The low acquisition rate results from not getting as many new client referrals as one would expect. So one has to ask: What is the perspective of the clients who are not referring their friends? The inordinately high retention rates suggest that many of today’s firms are underpricing their services, not overpricing like many trade publications and past industry studies have shown. At the same time, many of these firms overservice their clients.

Why is this a problem? Although it may keep clients in the fold, too low pricing for too much service can actually create a negative image, as if your services are not as valuable as higher-priced alternatives. And over-servicing can be annoying to clients. Consequently, clients don’t feel good about making referrals.

Continuity planning. Our data shows that despite all the attention on succession planning and advisory M&A these days, 80% of owner-advisors still haven’t taken any steps to ensure that their clients will be cared for after their retirement or in the event of their untimely death or disability. We believe there are two reasons for this: Many advisors still don’t want to face the fact that they won’t be around forever; and there is no easy solution for succession planning—every circumstance is different, so every firm owner must create a unique plan that fits their needs.

Not only does a lack of succession planning put a firm’s clients at financial risk, it also puts junior advisors at career risk. Without a clear future with their current firms, the turnover rate among junior advisors remains high, increasing the costs of recruiting and training for many firms, as well as the costs of lost productivity during these employee transitions.

Employee recruiting. The previously mentioned high turnover rate among junior advisors has increased the demand for, and the difficulty of, finding good advisory talent. To solve this problem, more firms are acquiring smaller firms to both add advisors and grow their client bases. But buying another firm is an investment: Firms are trading their current financial resources in hopes of greater returns in the future.

Vision. As we said earlier, today’s advisory firms are growing at a nice pace, but profit margins are falling. This is the result of the aforementioned trends. Many firm owners today are sensing client dissatisfaction with the services they are providing. That combined with fear of the media-hyped online digital advisory platforms, and they are starting to panic, throwing money at new technology, marketing, recruiting, M&A and increasing revenues—all without regard to the effects on the bottom line. Our data shows that 87% of owners are making these changes without any clear plan or vision for what the resulting business will look like.

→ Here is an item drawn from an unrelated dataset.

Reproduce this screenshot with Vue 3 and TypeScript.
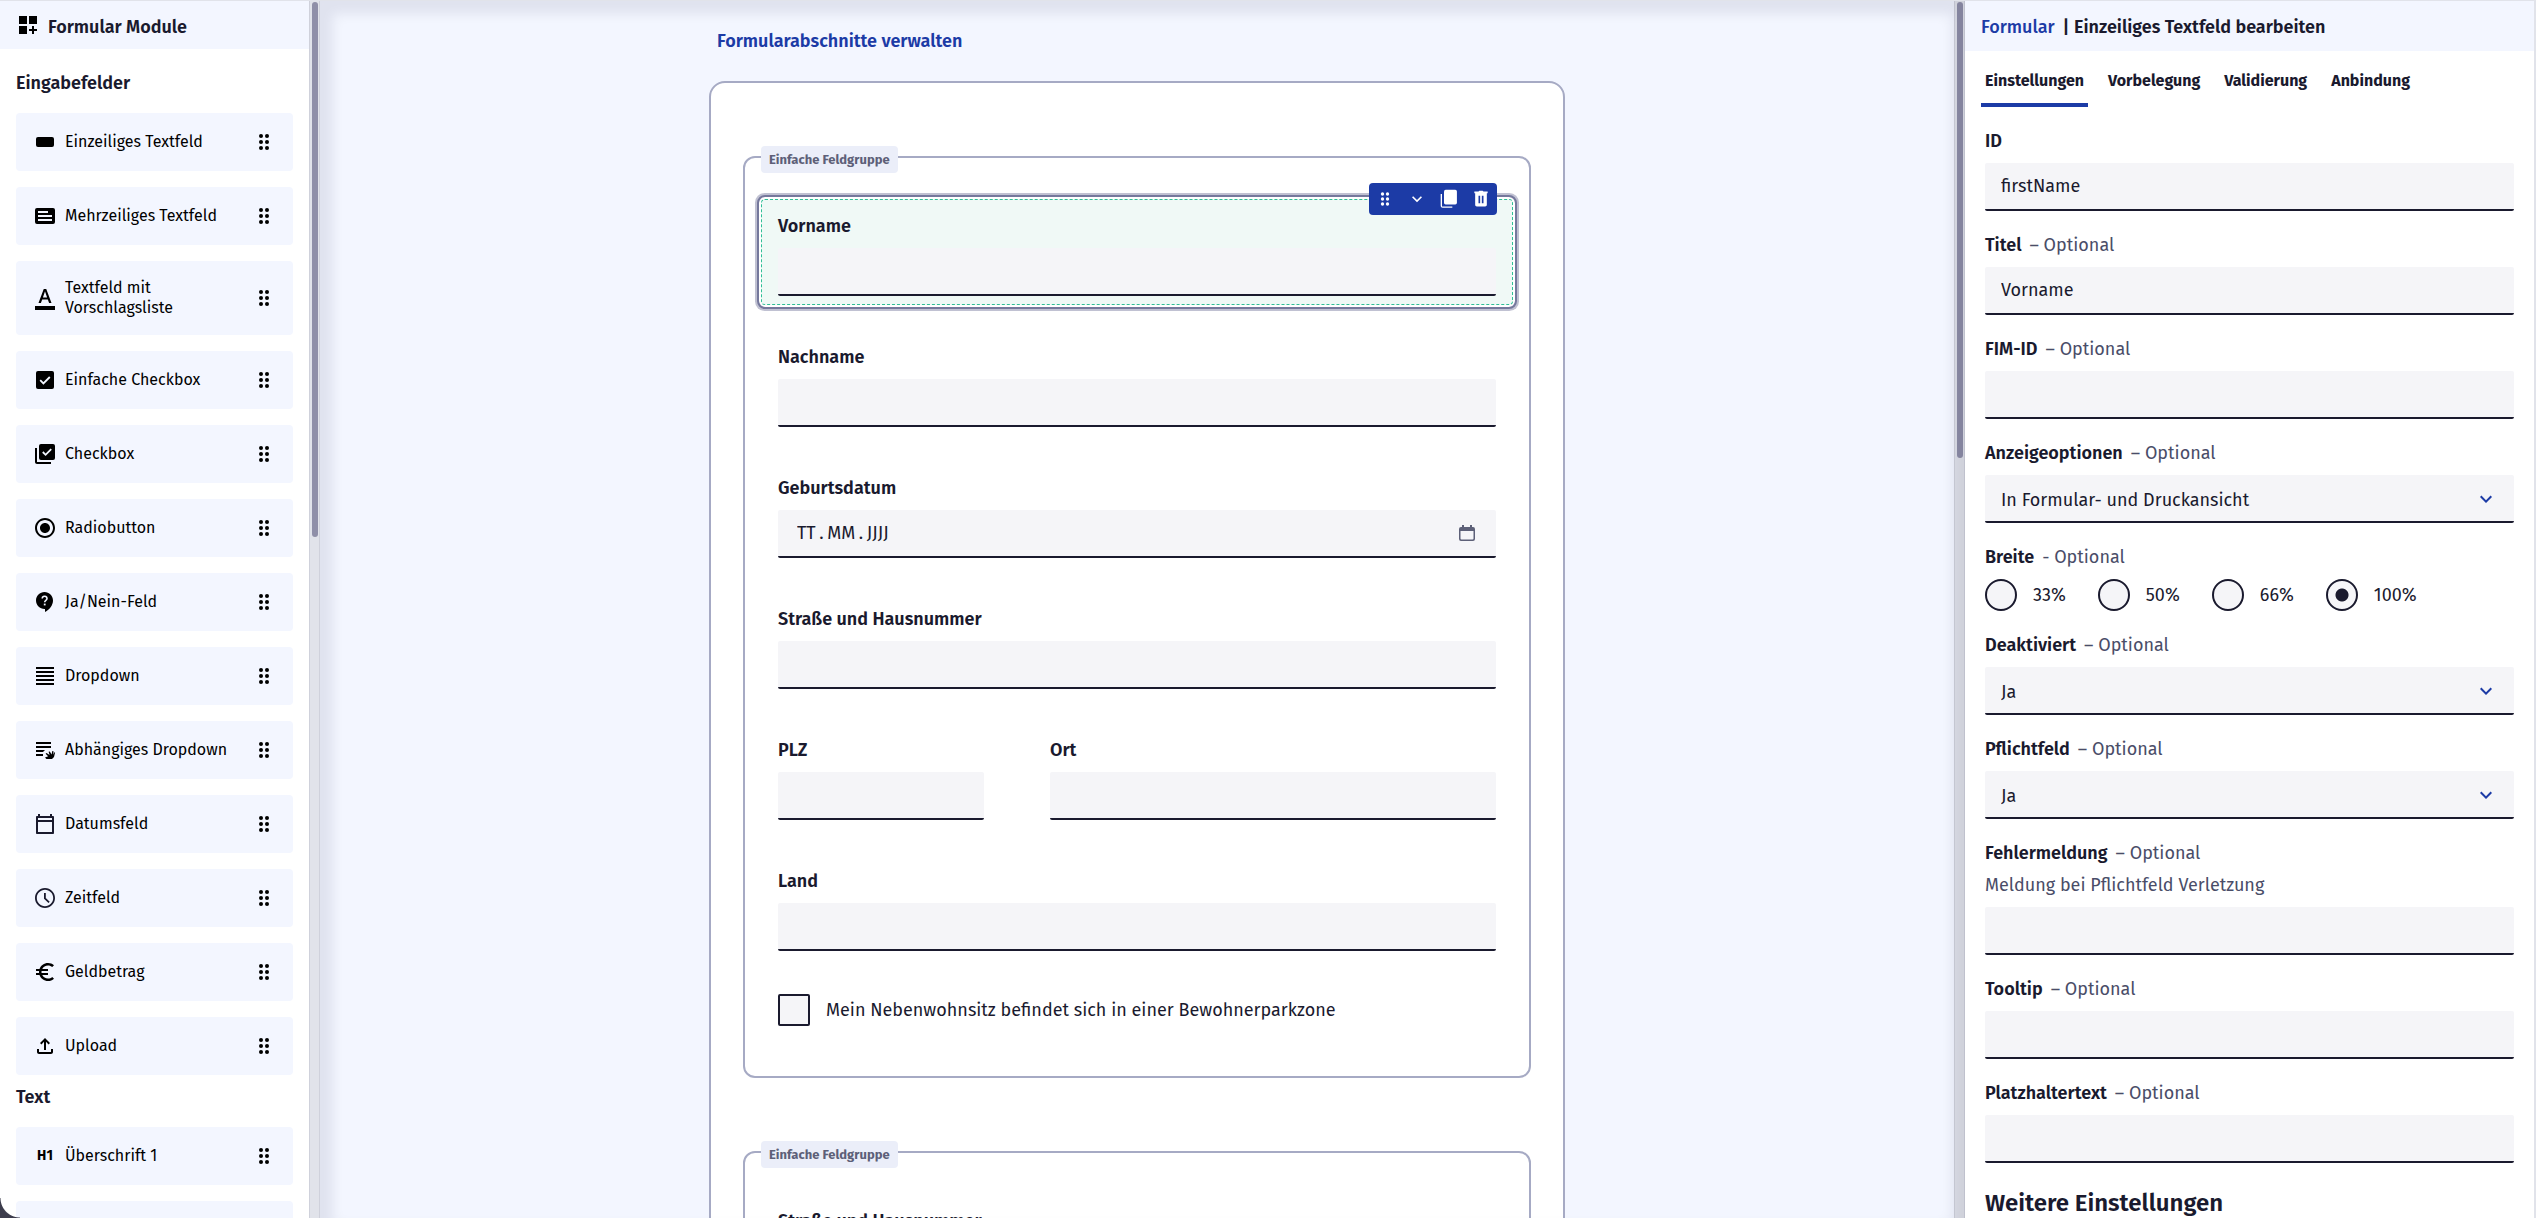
<script setup lang="ts">
import { ref } from 'vue'

interface Module {
  label: string
  icon: string
}

interface Setting {
  id: string
  label: string
  optional?: string
  hint?: string
  kind: 'text' | 'select' | 'radio'
  value?: string
}

const inputModules: Module[] = [
  { label: 'Einzeiliges Textfeld', icon: 'line' },
  { label: 'Mehrzeiliges Textfeld', icon: 'lines' },
  { label: 'Textfeld mit Vorschlagsliste', icon: 'suggest' },
  { label: 'Einfache Checkbox', icon: 'check' },
  { label: 'Checkbox', icon: 'checks' },
  { label: 'Radiobutton', icon: 'radio' },
  { label: 'Ja/Nein-Feld', icon: 'question' },
  { label: 'Dropdown', icon: 'dropdown' },
  { label: 'Abhängiges Dropdown', icon: 'dependent' },
  { label: 'Datumsfeld', icon: 'date' },
  { label: 'Zeitfeld', icon: 'time' },
  { label: 'Geldbetrag', icon: 'euro' },
  { label: 'Upload', icon: 'upload' },
]

const textModules: Module[] = [
  { label: 'Überschrift 1', icon: 'H1' },
  { label: '', icon: '' },
]

const icons: Record<string, string> = {
  line: '<rect x="3" y="7" width="18" height="10" rx="2"/>',
  lines:
    '<path fill-rule="evenodd" d="M4 4h16a2 2 0 0 1 2 2v12a2 2 0 0 1-2 2H4a2 2 0 0 1-2-2V6a2 2 0 0 1 2-2zM5 7v2h10V7zm0 4v2h14v-2zm0 4v2h14v-2z"/>',
  suggest:
    '<path d="M2 20h20v4H2v-4zm3.49-3h2.42l1.27-3.58h5.65L16.09 17h2.42L13.25 3h-2.5L5.49 17zm4.42-5.61l2.03-5.79h.12l2.03 5.79H9.91z"/>',
  check:
    '<rect x="3" y="3" width="18" height="18" rx="2"/><path d="M7.2 12.2l3.2 3.2 6.4-6.4" fill="none" stroke="#f3f6ff" stroke-width="1.8"/>',
  checks:
    '<path d="M4 6H2v14c0 1.1.9 2 2 2h14v-2H4V6z"/><rect x="6" y="2" width="16" height="16" rx="2"/><path d="M9.8 10l2.8 2.8 5.6-5.6" fill="none" stroke="#f3f6ff" stroke-width="1.8"/>',
  radio:
    '<path d="M12 7c-2.76 0-5 2.24-5 5s2.24 5 5 5 5-2.24 5-5-2.24-5-5-5zm0-5C6.48 2 2 6.48 2 12s4.48 10 10 10 10-4.48 10-10S17.52 2 12 2zm0 18c-4.42 0-8-3.58-8-8s3.58-8 8-8 8 3.58 8 8-3.58 8-8 8z"/>',
  question:
    '<path d="M11.5 2C6.81 2 3 5.81 3 10.5S6.81 19 11.5 19h.5v3c4.86-2.34 8-7 8-11.5C20 5.81 16.19 2 11.5 2z"/><path d="M9.2 8.4a2.4 2.2 0 1 1 3.7 1.9c-.9.6-1.2 1-1.2 2" fill="none" stroke="#f3f6ff" stroke-width="1.6"/><rect x="10.8" y="13.6" width="1.8" height="1.8" fill="#f3f6ff"/>',
  dropdown: '<path d="M3 3h18v2H3zm0 4h18v2H3zm0 4h18v2H3zm0 4h18v2H3zm0 4h18v2H3z"/>',
  dependent:
    '<path d="M3 4h15v2H3zm0 4h15v2H3zm0 4h9l-2 2H3zm0 4h7v2H3z"/><path d="M12 19.4l3.2-1.2-2.6-2.4.9-.9 3.1 2.1-1-3.2 1.2-.4 1.8 3 .7-3.3 1.2.2-.2 3.4 1.1-2.5.7.4-1.1 4.4-2 2h-5.6z"/>',
  date: '<path fill="#1a1a2e" d="M20 4h-1V2h-2v2H7V2H5v2H4c-.6 0-1 .5-1 1v16c0 .5.4 1 1 1h16c.6 0 1-.5 1-1V5c0-.5-.4-1-1-1zm-1 16H5V10h14v10zm0-12H5V6h14v2z"/>',
  time: '<path fill="#1a1a2e" d="M11.99 2C6.47 2 2 6.48 2 12s4.47 10 9.99 10C17.52 22 22 17.52 22 12S17.52 2 11.99 2zM12 20.2c-4.53 0-8.2-3.67-8.2-8.2S7.47 3.8 12 3.8s8.2 3.67 8.2 8.2-3.67 8.2-8.2 8.2z"/><path fill="none" stroke="#1a1a2e" stroke-width="1.8" d="M11.900 7v5.400l4.200 4"/>',
  euro: '<path d="M15 18.5c-2.51 0-4.68-1.42-5.76-3.5H15v-2H8.58c-.05-.33-.08-.66-.08-1s.03-.67.08-1H15V9H9.24C10.32 6.92 12.5 5.5 15 5.5c1.61 0 3.09.59 4.23 1.57L21 5.3C19.41 3.87 17.3 3 15 3c-3.92 0-7.24 2.51-8.48 6H3v2h3.06c-.04.33-.06.66-.06 1s.02.67.06 1H3v2h3.52c1.24 3.49 4.56 6 8.48 6 2.31 0 4.41-.87 6-2.3l-1.78-1.77c-1.13.98-2.6 1.57-4.22 1.57z"/>',
  upload:
    '<path d="M11 16V7.85l-2.6 2.6L7 9l5-5 5 5-1.4 1.45-2.6-2.6V16h-2zm-5 4c-1.1 0-2-.9-2-2v-3h2v3h12v-3h2v3c0 1.1-.9 2-2 2H6z"/>',
  grip: '<circle cx="9" cy="6" r="2"/><circle cx="15" cy="6" r="2"/><circle cx="9" cy="12" r="2"/><circle cx="15" cy="12" r="2"/><circle cx="9" cy="18" r="2"/><circle cx="15" cy="18" r="2"/>',
  chevron: '<path d="M7.41 8.59L12 13.17l4.59-4.58L18 10l-6 6-6-6z"/>',
  copy: '<path d="M16 21v1.6H4.4c-1.3 0-2.4-1-2.4-2.4V6h1.6v15z"/><rect x="6" y="1" width="15.500" height="17.500" rx="2"/>',
  trash:
    '<path fill-rule="evenodd" d="M4 3h5l1-1h4l1 1h5v2h-1v14c0 1.1-.9 2-2 2H7c-1.1 0-2-.9-2-2V5H4zM9 8v9h2V8zm4 0v9h2V8z"/>',
}

const toolbar = [
  { icon: 'grip', label: 'Verschieben' },
  { icon: 'chevron', label: 'Nach unten' },
  { icon: 'copy', label: 'Duplizieren' },
  { icon: 'trash', label: 'Löschen' },
]

// Thin spaces set the date parts apart from their dots.
const datePattern = ['TT', 'MM', 'JJJJ'].join('\u2009.\u2009')

const tabs = ['Einstellungen', 'Vorbelegung', 'Validierung', 'Anbindung']
const activeTab = ref('Einstellungen')
const widths = ['33%', '50%', '66%', '100%']
const width = ref('100%')

const settings = ref<Setting[]>([
  { id: 'id', label: 'ID', kind: 'text', value: 'firstName' },
  { id: 'titel', label: 'Titel', optional: '– Optional', kind: 'text', value: 'Vorname' },
  { id: 'fim', label: 'FIM-ID', optional: '– Optional', kind: 'text', value: '' },
  { id: 'anzeige', label: 'Anzeigeoptionen', optional: '– Optional', kind: 'select', value: 'In Formular- und Druckansicht' },
  { id: 'breite', label: 'Breite', optional: '- Optional', kind: 'radio' },
  { id: 'deaktiviert', label: 'Deaktiviert', optional: '– Optional', kind: 'select', value: 'Ja' },
  { id: 'pflicht', label: 'Pflichtfeld', optional: '– Optional', kind: 'select', value: 'Ja' },
  { id: 'fehler', label: 'Fehlermeldung', optional: '– Optional', hint: 'Meldung bei Pflichtfeld Verletzung', kind: 'text', value: '' },
  { id: 'tooltip', label: 'Tooltip', optional: '– Optional', kind: 'text', value: '' },
  { id: 'platzhalter', label: 'Platzhaltertext', optional: '– Optional', kind: 'text', value: '' },
])
</script>

<template>
  <div class="app">
    <aside class="modules">
      <header class="modules-head">
        <svg class="icon" viewBox="0 0 24 24" aria-hidden="true">
          <path d="M3 3h8v8H3zm10 0h8v8h-8zM3 13h8v8H3zm15 0h-2v3h-3v2h3v3h2v-3h3v-2h-3z" />
        </svg>
        <h1>Formular Module</h1>
      </header>
      <h2>Eingabefelder</h2>
      <ul class="module-list">
        <li v-for="m in inputModules" :key="m.label" class="module">
          <svg class="icon" viewBox="0 0 24 24" aria-hidden="true" v-html="icons[m.icon]" />
          <span class="module-label">{{ m.label }}</span>
          <svg class="icon" viewBox="0 0 24 24" aria-hidden="true" v-html="icons.grip" />
        </li>
      </ul>
      <h2 class="second">Text</h2>
      <ul class="module-list">
        <li v-for="m in textModules" :key="m.label" class="module">
          <span class="heading-icon">{{ m.icon }}</span>
          <span class="module-label">{{ m.label }}</span>
          <svg class="icon" viewBox="0 0 24 24" aria-hidden="true" v-html="icons.grip" />
        </li>
      </ul>
    </aside>
    <div class="track"><div class="thumb"></div></div>

    <main class="canvas">
      <div class="canvas-body">
        <div class="sheet-wrap">
          <a class="manage" href="#abschnitte">Formularabschnitte verwalten</a>
          <form class="sheet">
            <section class="group">
              <span class="badge">Einfache Feldgruppe</span>
              <div class="field selected">
                <label for="f-vorname">Vorname</label>
                <input id="f-vorname" class="box" type="text" />
                <div class="toolbar">
                  <button v-for="t in toolbar" :key="t.icon" type="button" :aria-label="t.label">
                    <svg viewBox="0 0 24 24" aria-hidden="true" v-html="icons[t.icon]" />
                  </button>
                </div>
              </div>
              <div class="field">
                <label for="f-nachname">Nachname</label>
                <input id="f-nachname" class="box" type="text" />
              </div>
              <div class="field">
                <label for="f-geburt">Geburtsdatum</label>
                <div class="box date">
                  <input id="f-geburt" type="text" :placeholder="datePattern" />
                  <button type="button" aria-label="Kalender öffnen">
                    <svg viewBox="0 0 20 20" aria-hidden="true">
                      <path
                        fill-rule="evenodd"
                        d="M4 4h1V2h2v2h6V2h2v2h1a2 2 0 0 1 2 2v10a2 2 0 0 1-2 2H4a2 2 0 0 1-2-2V6a2 2 0 0 1 2-2zM3.500 8v7.500a1 1 0 0 0 1 1h11a1 1 0 0 0 1-1V8z"
                      />
                    </svg>
                  </button>
                </div>
              </div>
              <div class="field">
                <label for="f-strasse">Straße und Hausnummer</label>
                <input id="f-strasse" class="box" type="text" />
              </div>
              <div class="row">
                <div class="field">
                  <label for="f-plz">PLZ</label>
                  <input id="f-plz" class="box" type="text" />
                </div>
                <div class="field">
                  <label for="f-ort">Ort</label>
                  <input id="f-ort" class="box" type="text" />
                </div>
              </div>
              <div class="field">
                <label for="f-land">Land</label>
                <input id="f-land" class="box" type="text" />
              </div>
              <label class="tick">
                <input type="checkbox" />
                <span>Mein Nebenwohnsitz befindet sich in einer Bewohnerparkzone</span>
              </label>
            </section>
            <section class="group">
              <span class="badge">Einfache Feldgruppe</span>
              <div class="field">
                <label for="f-strasse2">Straße und Hausnummer</label>
                <input id="f-strasse2" class="box" type="text" />
              </div>
            </section>
          </form>
        </div>
      </div>
      <div class="track"><div class="thumb short"></div></div>
    </main>

    <aside class="settings">
      <header class="settings-head">
        <a href="#formular">Formular</a>
        <h1>| Einzeiliges Textfeld bearbeiten</h1>
      </header>
      <nav class="tabs" role="tablist">
        <button
          v-for="t in tabs"
          :key="t"
          type="button"
          role="tab"
          :aria-selected="t === activeTab"
          :class="{ active: t === activeTab }"
          @click="activeTab = t"
        >
          {{ t }}
        </button>
      </nav>
      <div class="settings-body">
        <div v-for="s in settings" :key="s.id" class="setting">
          <component
            :is="s.kind === 'radio' ? 'span' : 'label'"
            :id="'l-' + s.id"
            class="name"
            :for="s.kind === 'radio' ? undefined : 's-' + s.id"
          >
            <span>{{ s.label }}</span>
            <span v-if="s.optional" class="optional">{{ s.optional }}</span>
          </component>
          <p v-if="s.hint" class="hint">{{ s.hint }}</p>
          <input v-if="s.kind === 'text'" :id="'s-' + s.id" v-model="s.value" class="box" type="text" />
          <div v-else-if="s.kind === 'select'" class="select">
            <select :id="'s-' + s.id" class="box">
              <option>{{ s.value }}</option>
            </select>
            <svg class="icon" viewBox="0 0 24 24" aria-hidden="true" v-html="icons.chevron" />
          </div>
          <div v-else class="radios" role="radiogroup" :aria-labelledby="'l-' + s.id">
            <label v-for="w in widths" :key="w">
              <input v-model="width" type="radio" name="breite" :value="w" />
              <span>{{ w }}</span>
            </label>
          </div>
        </div>
        <h2>Weitere Einstellungen</h2>
      </div>
    </aside>
    <div class="corner" aria-hidden="true"></div>
  </div>
</template>

<style>
body {
  margin: 0;
}
</style>

<style scoped>
.app {
  position: relative;
  box-sizing: border-box;
  display: flex;
  height: 100vh;
  overflow: hidden;
  border-top: 1px solid #e1e3ea;
  background: #fff;
  color: #1a1a2e;
  font-family: 'Fira Sans', 'Noto Sans', sans-serif;
  font-size: 18px;
  line-height: 24px;
}
.app * {
  box-sizing: border-box;
}
h1,
h2,
p,
ul {
  margin: 0;
  padding: 0;
}
h1,
h2 {
  font-size: 18px;
  font-weight: 600;
}
a {
  color: #1c3ba6;
  text-decoration: none;
}
button,
input,
select {
  margin: 0;
  padding: 0;
  border: 0;
  background: none;
  color: inherit;
  font: inherit;
}
.icon {
  flex: none;
  width: 24px;
  height: 24px;
  fill: #000;
}

/* Module list */
.modules {
  flex: none;
  width: 309px;
  overflow: hidden;
}
.modules-head {
  display: flex;
  align-items: center;
  gap: 8px;
  height: 48px;
  padding: 0 16px;
  background: #f3f6ff;
}
.modules-head h1 {
  padding-top: 4px;
}
.modules h2 {
  padding: 22px 16px 18px;
}
.modules h2.second {
  padding-top: 10px;
}
.module-list {
  display: flex;
  flex-direction: column;
  gap: 16px;
  padding: 0 16px;
  list-style: none;
}
.module {
  display: flex;
  align-items: center;
  gap: 8px;
  min-height: 58px;
  padding: 17px;
  border-radius: 4px;
  background: #f3f6ff;
  color: #000;
  font-size: 16px;
  line-height: 20px;
}
.module-label {
  flex: 1;
}
.heading-icon {
  width: 24px;
  font-size: 14px;
  font-weight: 700;
  text-align: center;
}

/* Scroll bars */
.track {
  flex: none;
  width: 11px;
  padding: 1px 2px;
  border: 1px solid #cfd1db;
  border-width: 0 1px;
  background: #e1e3ea;
}
.thumb {
  width: 6px;
  height: 44%;
  border-radius: 3px;
  background: #8f8fa8;
}
.thumb.short {
  height: 456px;
}

/* Form canvas */
.canvas {
  position: relative;
  display: flex;
  flex: 1;
  min-width: 0;
  overflow: hidden;
  background: #f3f6ff;
}
.canvas::after {
  content: '';
  position: absolute;
  inset: 0 0 -20px;
  box-shadow: inset 0 0 12px 13px rgba(16, 16, 48, 0.08);
  pointer-events: none;
}
.canvas-body {
  display: flex;
  flex: 1;
  justify-content: center;
  height: 100%;
}
.sheet-wrap {
  flex: none;
  width: 856px;
  max-width: 100%;
}
.manage {
  display: block;
  padding: 28px 8px;
  font-weight: 600;
}
.sheet {
  display: flex;
  flex-direction: column;
  gap: 73px;
  padding: 73px 32px;
  border: 2px solid #a6aac4;
  border-radius: 16px;
  background: #fff;
}
.group {
  position: relative;
  display: flex;
  flex-direction: column;
  gap: 25px;
  padding: 41px 16px 50px;
  border: 2px solid #a6aac4;
  border-radius: 12px;
}
.badge {
  position: absolute;
  top: -12px;
  left: 16px;
  padding: 4px 8px 3px;
  border-radius: 4px;
  background: #ebeef9;
  color: #5d5f78;
  font-size: 13px;
  font-weight: 700;
  line-height: 20px;
}
.field {
  display: flex;
  flex-direction: column;
  gap: 10px;
  padding: 15px 17px 9px;
}
.field > label {
  font-weight: 600;
}
.field.selected {
  position: relative;
  padding: 14px 16px 8px;
  border: 1px dashed #2fbf96;
  border-radius: 4px;
  outline: 2px solid #75789c;
  outline-offset: 2px;
  background: #f0f9f6;
  box-shadow:
    0 0 0 2px #fff,
    0 0 0 6px #c0c1d2;
}
.box {
  width: 100%;
  height: 48px;
  padding: 0 16px;
  border-bottom: 2px solid #1a1a2e;
  border-radius: 2px;
  background: #f5f5f8;
}
.row {
  display: flex;
}
.row .field:first-child {
  flex: 206 1 34px;
}
.row .field:last-child {
  flex: 446 1 34px;
  margin-left: 32px;
}
.date {
  display: flex;
  align-items: center;
  padding: 0 19px;
}
.date input {
  flex: 1;
  min-width: 0;
}
.date input::placeholder {
  color: #1a1a2e;
  opacity: 1;
}
.date button {
  display: flex;
}
.date svg {
  width: 20px;
  height: 20px;
  fill: #5d6078;
}
.toolbar {
  position: absolute;
  top: -17px;
  right: 15px;
  display: flex;
  border-radius: 4px;
  background: #1c3ba6;
}
.toolbar button {
  display: grid;
  place-items: center;
  width: 32px;
  height: 32px;
}
.toolbar svg {
  width: 20px;
  height: 20px;
  fill: #fff;
}
.tick {
  display: flex;
  align-items: center;
  gap: 16px;
  padding: 9px 17px 0;
}
.tick input {
  width: 32px;
  height: 32px;
  appearance: none;
  border: 2px solid #1a1a2e;
  border-radius: 2px;
  background: #f5f5f8;
}

/* Settings */
.settings {
  flex: none;
  width: 571px;
  overflow: hidden;
  border-right: 2px solid #e1e3ea;
}
.settings-head {
  display: flex;
  align-items: center;
  gap: 8px;
  height: 50px;
  padding: 2px 16px 0;
  background: #f3f6ff;
}
.settings-head a {
  font-weight: 500;
}
.tabs {
  display: flex;
  gap: 16px;
  padding: 0 16px;
}
.tabs button {
  height: 56px;
  padding: 8px 4px 0;
  border-bottom: 4px solid transparent;
  font-size: 16px;
  font-weight: 700;
}
.tabs .active {
  border-color: #1c3ba6;
}
.settings-body {
  display: flex;
  flex-direction: column;
  gap: 22px;
  padding: 22px 20px 0;
}
.setting {
  display: flex;
  flex-direction: column;
  gap: 10px;
}
.name {
  display: flex;
  gap: 8px;
  font-weight: 600;
}
.optional,
.hint {
  color: #4a4d68;
  font-weight: 400;
}
.hint {
  margin-top: -2px;
}
.select {
  position: relative;
}
.select select {
  display: block;
  padding-top: 3px;
  appearance: none;
}
.select .icon {
  position: absolute;
  top: 12px;
  right: 16px;
  fill: #1c3ba6;
  pointer-events: none;
}
.radios {
  display: flex;
  gap: 32px;
}
.radios label {
  display: flex;
  align-items: center;
  gap: 16px;
}
.radios input {
  width: 32px;
  height: 32px;
  appearance: none;
  border: 2px solid #1a1a2e;
  border-radius: 50%;
  background: #f5f5f8;
}
.radios input:checked {
  background: radial-gradient(circle, #1a1a2e 6px, #f5f5f8 7px);
}
.settings-body h2 {
  padding-top: 2px;
  font-size: 24px;
  line-height: 32px;
}
.corner {
  position: absolute;
  bottom: 0;
  left: 0;
  width: 20px;
  height: 20px;
  background: radial-gradient(circle at 100% 0, transparent 19px, #3c3c4c 20px);
}
</style>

Major transitions are nothing new to independent advisory businesses. Over the years, their business model has morphed from mutual fund sales to tax shelter sales to annuities to assets under management, all the while supported by changes in technology, from the HP-12C, the desktop computer and Lotus 1-2-3 to Excel, the Internet and now social media—every step along the way increasing firms’ capabilities and independence.

Online advisory platforms are just another technology advancement that will take independent advice to another level. Just as with the other technologies, it will take a while to find its best use—remember, the Internet was originally an email platform. The automation of portfolio monitoring and management is already making independent advice more efficient, and the new online platforms will increase investor access and enable independents to cost-effectively work with larger groups of smaller clients, and those legacy clients and friends and relatives of larger clients who have always posed problems.

For now, owner-advisors need to take a page out of “The Hitchhiker’s Guide to the Galaxy” and “don’t panic.” With the stock markets nearing the inevitable end of their bull market run, this is a time for advisory firms to be circling their financial wagons, not investing for the future. It’s a time to be maximizing—and stockpiling—profits, not depleting financial resources. It’s a time to be streamlining operations, not adding expensive new services. We believe it’s also time for firms to increase their brand awareness and presence in their local markets, while preparing client portfolios, and clients themselves, for a market downturn.

One thing we know about market downturns is that in their aftermath, many brokerage and advisory clients will be looking for new advisors. That makes this an ideal time to grow an advisory firm. We also believe that this time will be different in at least one respect: With many so-called robo-advisors offering little more than low-cost index funds without much risk protection, their investors will have a very rude awakening when the markets go south. When that happens, a whole new class of investors will be looking for human advisors. To be positioned to take advantage of this opportunity, many of today’s firms need to move their overall business assessments out of the “very weak” category.